眼科においても乳児を扱う時には特に気を引き締める。それは、生まれる前から荷っている病気を仕分ける作業と、児が一生引き受けなければならなくなる病気との出会いがそこにあるから。多発奇形の一部疾患であったり周産期の感染症、未熟児網膜症、分娩外傷、先天白内障、先天緑内障、網膜剥離、角膜白斑、鼻涙道閉鎖(初生児涙嚢炎)、封入体結膜炎、流行性角結膜炎などなど。目の奥から前眼部まで多々ある疾患の中で、成人の眼疾患と同類の名称のもの(白内障、緑内障、角結膜炎など)もあるが、乳児では、成り立ちも、経過も異なることが多く治療開始の時期の選択も猶予が許されないことがある。また、子供に多い内斜視は、視力の発達を抑制し弱視になったり、両眼視機能(奥行き、深さの感覚)が発達できなかったりするので、外観だけの病気ではない。発達期の疾患であるから矯正可能な臨界期内に治療が必要になる。
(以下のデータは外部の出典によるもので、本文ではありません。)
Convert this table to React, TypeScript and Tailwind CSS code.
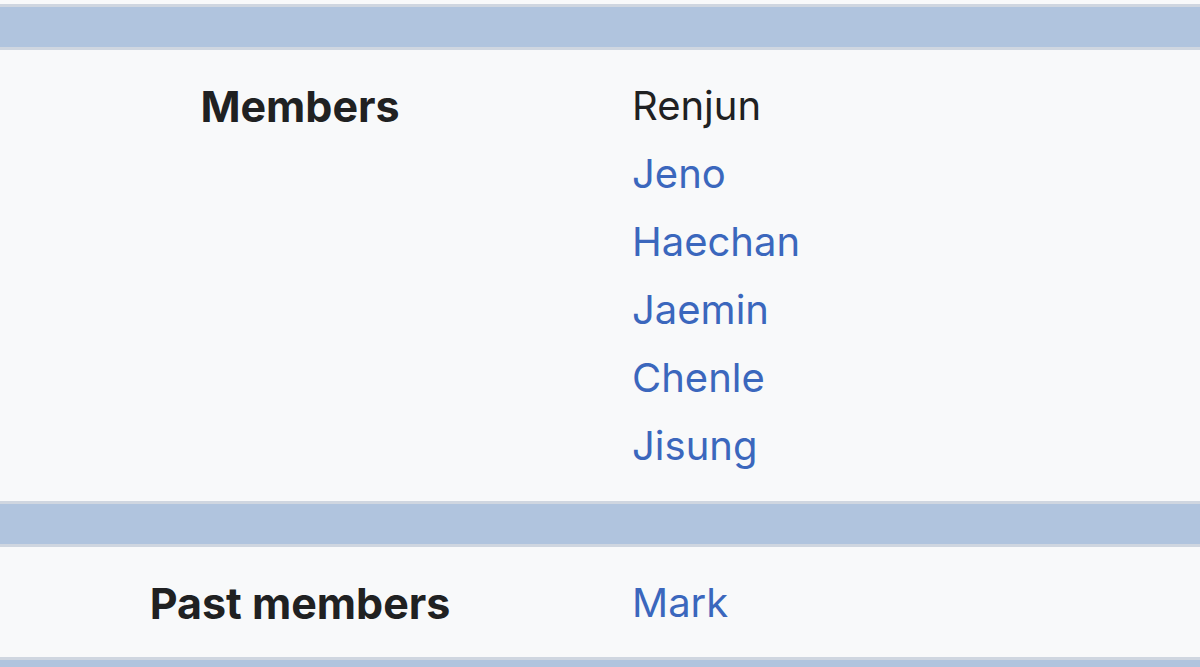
const members = ["Jeno", "Haechan", "Jaemin", "Chenle", "Jisung"];

const Band = () => (
    <div className="h-[40px] bg-[#b0c4de] border-y-[3px] border-[#cfd6e0] box-content" />
);

const Row = ({ label, last, children }: { label: string; last?: boolean; children: React.ReactNode }) => (
    <div className={`flex bg-[#f8f9fa] pt-[22px] ${last ? "pb-[20px]" : "pb-[21px]"}`}>
        <div className="w-[600px] text-center font-bold text-[43px] text-[#202122]">{label}</div>
        <div className="flex-1 pl-[32px] flex flex-col">{children}</div>
    </div>
);

export default function App() {
    return (
        <div
            className="w-[1200px] h-[667px] overflow-hidden bg-[#f8f9fa] pt-[4px] text-[40px] leading-[68px]"
            style={{ fontFamily: "Inter, 'Noto Sans', sans-serif" }}
        >
            <Band />
            <Row label="Members">
                <span className="text-[#202122]">Renjun</span>
                {members.map((m) => (
                    <a key={m} className="text-[#3b67bd]">
                        {m}
                    </a>
                ))}
            </Row>
            <Band />
            <Row label="Past members" last>
                <a className="text-[#3b67bd]">Mark</a>
            </Row>
            <Band />
        </div>
    );
}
1歳半健診、3歳児健診は眼科サイドからみたら、実は健診の適期とはいえない。生後2ヶ月、つまり目を使い始めた頃に異常のサインが出やすいものである。特に眼振や斜視は見つけ次第、疑い段階でよいから、専門医へ移管してほしい。少子化した社会だからこそ、早期に新鮮な病像のまま専門的に観察されることで、初めて病態が明らかになり予防医学も発達し、治療もより効果的になるのではないかと日頃考えている。

【年次集会事務局からのヒトコト】

 「他科に聞きたいシリーズ眼科」では、日々の外来で見逃してはならない小児の眼疾患についての内容です。以前に横浜で開催された小児科医の勉強会での講演が好評でしたので、今年次集会でもMTEをお願いしました。